Ситуация в полной мере отвечала горизонту новой ментальности, и в этом смысле различие обеих «физик» удивительным образом вписывалось в различие самих мировоззрительных горизонтов. Качественная физика Аристотеля доподлинно выражала прачувство средневекового космоса, всегда ощущаемого и мыслимого как «дом»; движением этой физики могло быть лишь естественное движение вещи, и поскольку каждой вещи было назначено здесь свое единственное и столь же естественное место, то целью движения не могло быть ничто иное, как стремление вещи занять назначенное ей место. Огонь здесь взмывал «вверх», камень падал «вниз», и если вещь все-таки насильственно покидала свое место, как, скажем, в случае брошенного с силой камня, то рано или поздно она должна была возвратиться обратно, так как ее скорость, прямо пропорциональная движущей силе и обратно пропорциональная сопротивлению среды (воздуха или воды), неизбежно затухала.
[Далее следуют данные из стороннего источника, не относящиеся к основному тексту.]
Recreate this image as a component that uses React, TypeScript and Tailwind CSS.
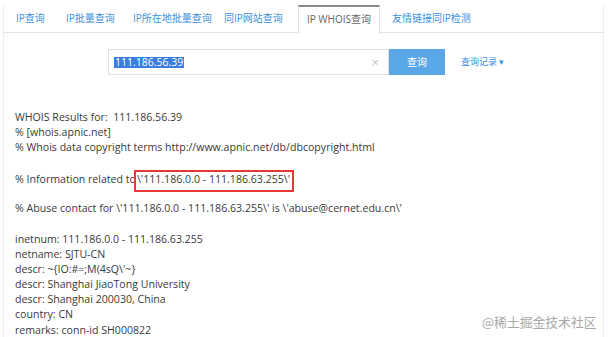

Ничто не могло в большей степени соответствовать самой идее «домашнего распорядка», где даже «блудность» отдельных сыновей потому и оказывалась возможной, что наперед регулировалась обязательностью «возвращения»: «природа» была равна здесь «Богу», а «Бог», согласно формуле Алана Лилльского, был умопостигаемой сферой, центр которой находится везде, а окружность нигде. Понятно, что для нарушения этого распорядка требовалось одно-единственное невозможное условие: отсутствие всякого сопротивления, или попросту «пустота»; движение, мыслимое в вакууме, должно было стать «вечным» и «безвозвратным», но вакууму в этой физике и в этом космосе не было места. Место ему нашлось… в математике, когда математика, не будучи еще приложенной к физике, ортодоксальным образом прилагалась к теологии для поддержания ее скудеющего авторитета. Мог ли Томас Брадвардин, проректор Оксфордского университета (с 1325 года), ученейший теолог и гениальный математик, предположить, какое разрушительное будущее таилось в неожиданной математической «инвенции», родившейся в его голове при написании трактата «De causa Dei contra Pelagium et de virtute causarum»! Геометрическая бесконечность столкнулась здесь с бесконечностью божественной и высекла мысль о реальности «воображаемого пространства», или «пустоты», — «с вечно пребывающим в ней Богом» [272] .
272
Отсылаю к прекрасному анализу Койре в цитировавшейся уже статье «Пустота и бесконечное пространство в XIV в.»: «Таким образом, — заключает Койре, — не под влиянием одних лишь теологических интересов, равно как и не в зависимости от одних лишь чистых научных интересов, но как следствие столкновения в одном уме теологического понятия божественной бесконечности и геометрического понятия пространственной бесконечности была сформулирована парадоксальная концепция реальности воображаемого пространства — поистине реализованного небытия, в котором три века спустя разрушились и исчезли небесные сферы, скреплявшие воедино прекрасный Космос Аристотеля и Средневековья. Тогда, три века спустя, мир — который уже не был Космосом — предстал перед человеком как расположенный в Небытии, окруженный Небытием и насквозь проникнутый Небытием» (с. 99).